Why does St. Mary’s need an airport? You’ve got St. Simons, Brunswick, Jesup, Folkston, Waycross, Nahunta, Jacksonville Executive, Cecil (Jacksonville), Herlong (Jacksonville), Hilliard, Fernandina Beach, and Yulee all close by.

MattMD_actual
MattMD_actual

Ok, so the airport has been a trouble spot for years (decade plus?) yet NOTHING even remotely threatening has happened except issues with skydivers?

I don’t see how this is at all a priority. The Navy can go pound sand.

Andrew C. Pope
Andrew C. Pope

Alternatively, the Navy can just go back to its original position of wanting to close the airport.

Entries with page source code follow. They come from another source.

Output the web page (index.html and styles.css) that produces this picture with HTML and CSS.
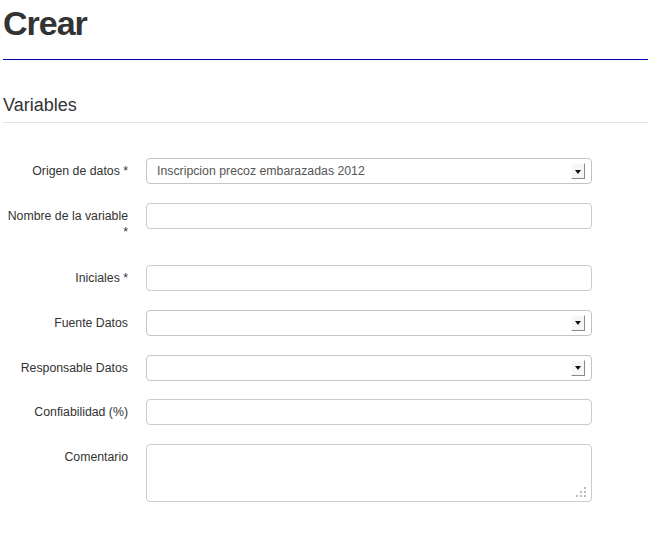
FILE: index.html
```html
<!DOCTYPE html>
<html lang="es">
<head>
<meta charset="utf-8">
<title>Crear</title>
<link rel="stylesheet" href="styles.css">
</head>
<body>
<div class="page">
  <div class="page-header">
    <h1 class="title">Crear</h1>
  </div>
  <form class="form-horizontal">
    <div class="legend">Variables</div>

    <div class="control-group">
      <label class="control-label">Origen de datos *</label>
      <div class="controls">
        <div class="select">
          <span class="select-value">Inscripcion precoz embarazadas 2012</span>
          <span class="select-btn"><span class="arrow"></span></span>
        </div>
      </div>
    </div>

    <div class="control-group control-group-wrap">
      <label class="control-label">Nombre de la variable *</label>
      <div class="controls">
        <input class="input" type="text">
      </div>
    </div>

    <div class="control-group">
      <label class="control-label">Iniciales *</label>
      <div class="controls">
        <input class="input" type="text">
      </div>
    </div>

    <div class="control-group">
      <label class="control-label">Fuente Datos</label>
      <div class="controls">
        <div class="select">
          <span class="select-value"></span>
          <span class="select-btn"><span class="arrow"></span></span>
        </div>
      </div>
    </div>

    <div class="control-group">
      <label class="control-label">Responsable Datos</label>
      <div class="controls">
        <div class="select">
          <span class="select-value"></span>
          <span class="select-btn"><span class="arrow"></span></span>
        </div>
      </div>
    </div>

    <div class="control-group">
      <label class="control-label">Confiabilidad (%)</label>
      <div class="controls">
        <input class="input" type="text">
      </div>
    </div>

    <div class="control-group">
      <label class="control-label">Comentario</label>
      <div class="controls">
        <div class="textarea-wrap">
          <textarea class="textarea"></textarea>
          <svg class="grip" width="12" height="12" viewBox="0 0 12 12">
            <rect x="9" y="1" width="2" height="2" fill="#bdbdbd"/>
            <rect x="5" y="5" width="2" height="2" fill="#bdbdbd"/>
            <rect x="9" y="5" width="2" height="2" fill="#bdbdbd"/>
            <rect x="1" y="9" width="2" height="2" fill="#bdbdbd"/>
            <rect x="5" y="9" width="2" height="2" fill="#bdbdbd"/>
            <rect x="9" y="9" width="2" height="2" fill="#bdbdbd"/>
          </svg>
        </div>
      </div>
    </div>
  </form>
</div>
</body>
</html>
```

FILE: styles.css
```css
html, body {
  margin: 0;
  padding: 0;
  background: #fff;
}

body {
  font-family: "Liberation Sans", Arial, Helvetica, sans-serif;
  font-size: 12.3px;
  color: #333;
}

.page {
  padding-left: 3px;
}

.page-header {
  border-bottom: 1px solid #0000b0;
  padding-top: 3px;
}

.title {
  margin: 0 0 16px;
  font-size: 34px;
  line-height: 40px;
  font-weight: bold;
  letter-spacing: -1px;
  color: #333;
}

.form-horizontal {
  margin: 0;
  padding-top: 33px;
}

.legend {
  font-size: 18px;
  line-height: 24px;
  color: #333;
  padding-bottom: 5px;
  border-bottom: 1px solid #e5e5e5;
  margin-bottom: 35px;
}

.control-group {
  display: grid;
  grid-template-columns: 125px 446px;
  column-gap: 18px;
  align-items: start;
  margin-bottom: 18.67px;
}

.control-group-wrap {
  margin-bottom: 25.67px;
}

.control-label {
  text-align: right;
  padding-top: 5px;
  line-height: 16px;
  color: #333;
}

.controls {
  display: block;
}

.input,
.select {
  box-sizing: border-box;
  display: block;
  width: 446px;
  height: 26px;
  margin: 0;
  border: 1px solid #ccc;
  border-radius: 4px;
  background: #fff;
  font-family: inherit;
  font-size: 12.3px;
  color: #555;
  padding: 0 10px;
}

.select {
  display: flex;
  align-items: center;
  justify-content: space-between;
  border-color: #c4c4c4;
  padding: 0 6px 0 10px;
}

.select-value {
  line-height: 16px;
  color: #555;
}

.select-btn {
  box-sizing: border-box;
  width: 14px;
  height: 16px;
  background: #f6f6f6;
  border-top: 1px solid #fff;
  border-left: 1px solid #fff;
  border-right: 1px solid #8a8a8a;
  border-bottom: 1px solid #8a8a8a;
  display: flex;
  align-items: center;
  justify-content: center;
}

.arrow {
  width: 0;
  height: 0;
  border-left: 3px solid transparent;
  border-right: 3px solid transparent;
  border-top: 4px solid #111;
  margin-top: 1px;
}

.textarea-wrap {
  position: relative;
  width: 446px;
  height: 58px;
}

.textarea {
  box-sizing: border-box;
  display: block;
  width: 446px;
  height: 58px;
  margin: 0;
  border: 1px solid #ccc;
  border-radius: 4px;
  background: #fff;
  resize: none;
  font-family: inherit;
  font-size: 12.3px;
  color: #555;
  padding: 4px 10px;
}

.grip {
  position: absolute;
  right: 5px;
  bottom: 4px;
}
```
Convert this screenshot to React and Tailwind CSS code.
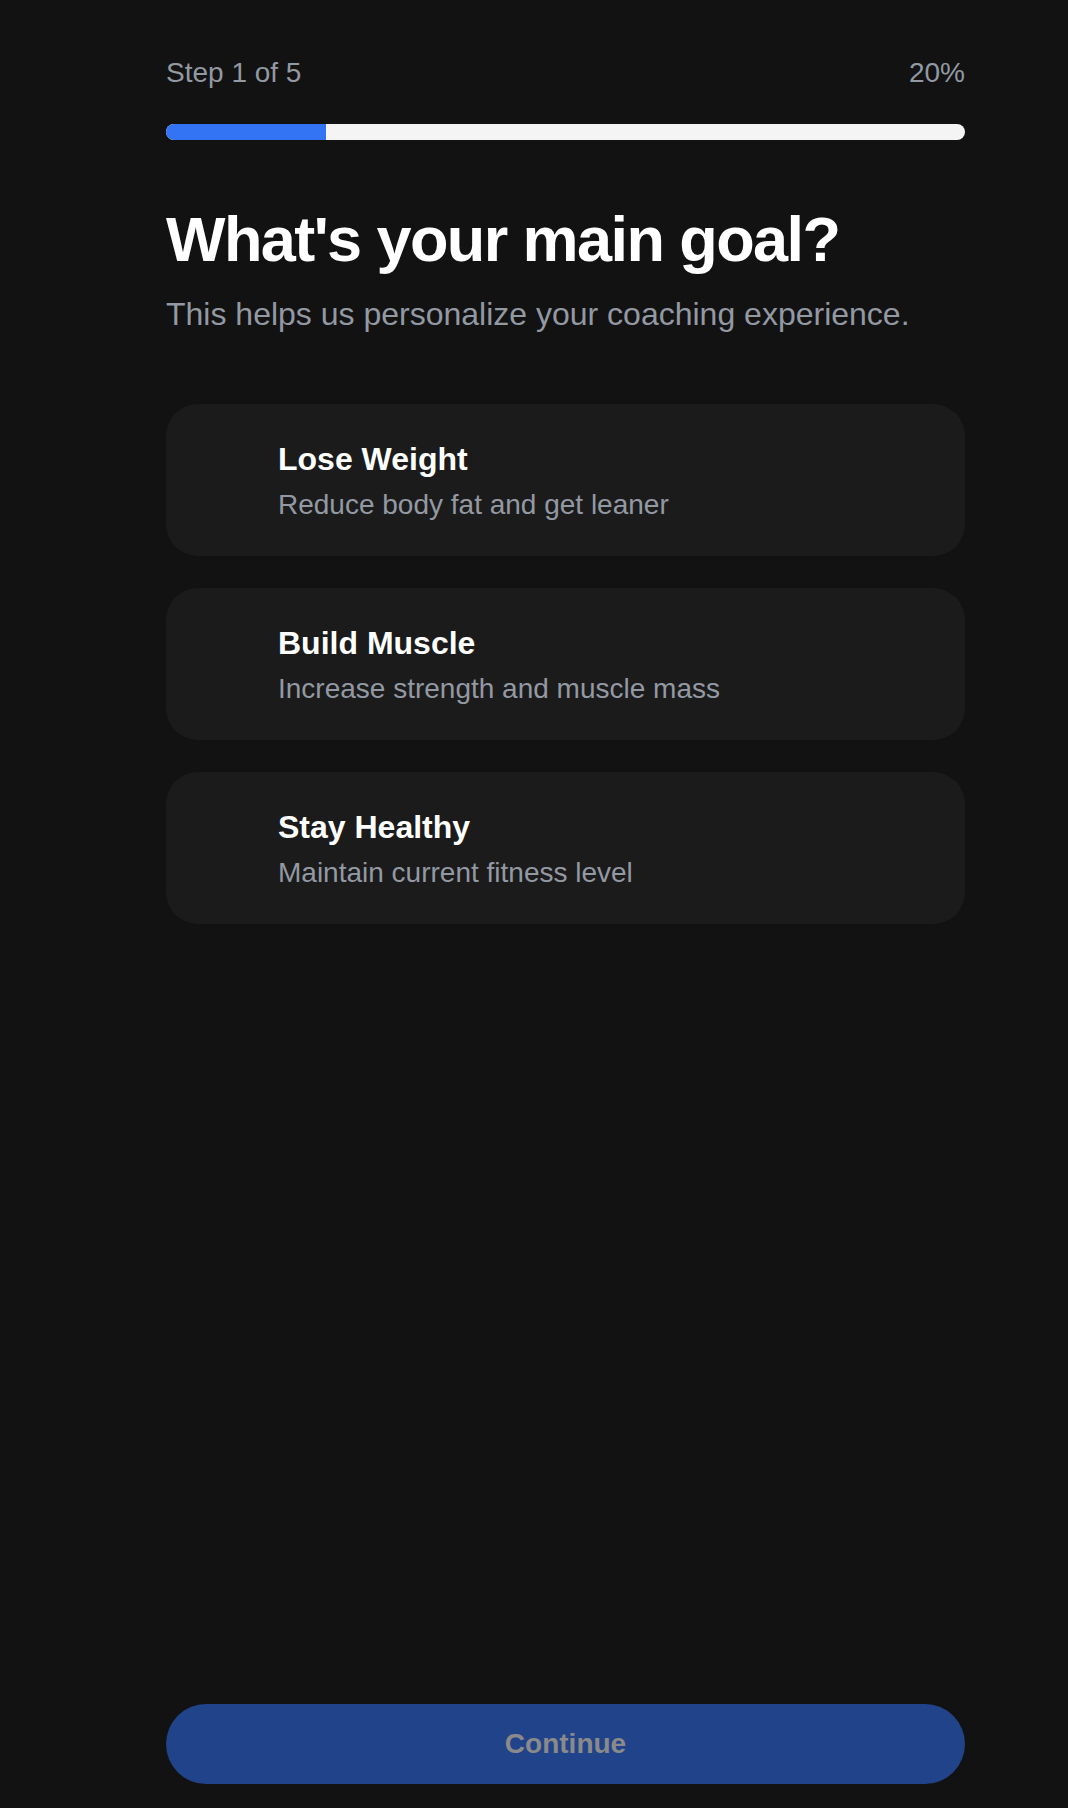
import { useState } from "react";

const goals = [
  { id: "lose", title: "Lose Weight", desc: "Reduce body fat and get leaner" },
  { id: "muscle", title: "Build Muscle", desc: "Increase strength and muscle mass" },
  { id: "healthy", title: "Stay Healthy", desc: "Maintain current fitness level" },
];

function GoalCard({ goal, selected, onSelect }) {
  return (
    <button
      type="button"
      onClick={() => onSelect(goal.id)}
      className={
        "flex w-full items-center gap-[28px] rounded-[32px] px-[28px] pt-[31px] pb-[30px] text-left " +
        (selected ? "bg-[#1d2a44]" : "bg-[#1b1b1b]")
      }
    >
      <div className="h-[56px] w-[56px] shrink-0" />
      <div className="flex flex-col">
        <span className="text-[32px] font-bold leading-[49px] text-white">
          {goal.title}
        </span>
        <span className="text-[28px] leading-[42px] text-[#9399a3]">
          {goal.desc}
        </span>
      </div>
    </button>
  );
}

export default function App() {
  const [goal, setGoal] = useState(null);

  return (
    <div
      className="flex min-h-screen flex-col bg-[#121212] pl-[166px] pr-[103px] pb-[24px]"
      style={{ fontFamily: '"Liberation Sans", Arial, sans-serif' }}
    >
      <div className="pt-[52px]">
        <div className="flex items-center justify-between text-[28px] leading-[42px] text-[#9399a3]">
          <span>Step 1 of 5</span>
          <span>20%</span>
        </div>
        <div className="mt-[30px] h-[15.75px] w-full overflow-hidden rounded-full bg-[#f4f4f4]">
          <div className="h-full w-[20%] bg-[#3374f5]" />
        </div>
      </div>

      <h1 className="mt-[62px] text-[63px] font-bold leading-[75.6px] tracking-tight text-white">
        What's your main goal?
      </h1>
      <p className="mt-[14px] text-[32px] leading-[47.25px] text-[#9399a3]">
        This helps us personalize your coaching experience.
      </p>

      <div className="mt-[65px] flex flex-col gap-[32px]">
        {goals.map((g) => (
          <GoalCard key={g.id} goal={g} selected={goal === g.id} onSelect={setGoal} />
        ))}
      </div>

      <button
        type="button"
        disabled={!goal}
        className={
          "mt-auto h-[80px] w-full rounded-full text-[28px] font-bold " +
          (goal ? "bg-[#3374f5] text-white" : "bg-[#21438a] text-[#8a8a8a]")
        }
      >
        Continue
      </button>
    </div>
  );
}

After all, Camden won’t need an airport once the space travel industry starts to takes off. (pun intended)

Will Durant
Will Durant

Because the Navy does everything possible to obscure the activities and whereabouts of the boomers. They play shell games with their barns, launch dates, etc. and probably feel that say, someone doing touch and gos from the current ‘airport’ could get too much info from sideways views into their restricted airspace. Their location in the world remaining secret is still our best MAD deterrent.

MattMD_actual
MattMD_actual

What are you talking about? They become obscure not too long after they are underway.

Has this ever been a problem before, even at Cold War tensions? This base has been around longer than I’ve been alive.

MattMD_actual
MattMD_actual

Also, you have to remember that the Russians and Chinese have these contraptions called satellites. I doubt any serious threat relies on “touch and go’s”.

Will Durant
Will Durant

Suffice it to say they want a larger restricted airspace. They are vulnerable when they are under tow. Georgia has benefited more than most realize since this base was converted for the Ohio-class submarines back in the mid-eighties which was ~$2Billion investment. They will not be pulling out anytime in the near future, it is unlikely we would ever see it go. They have a lot of land surrounding them already and have been good stewards of it ecologically.

Ellynn
Ellynn

The base at times closes access to the airport with little to no notice. This has become an issue to people who use the strip (my employer being one of them). They have also limited the number of vehicles that can be parked at the airstrip. The airport is used mainly by business traffic for small planes during the week. The larger Brunswick and Saint Simons strips are more aligned for commercial crafts and private jets, and a Gulfstream facility.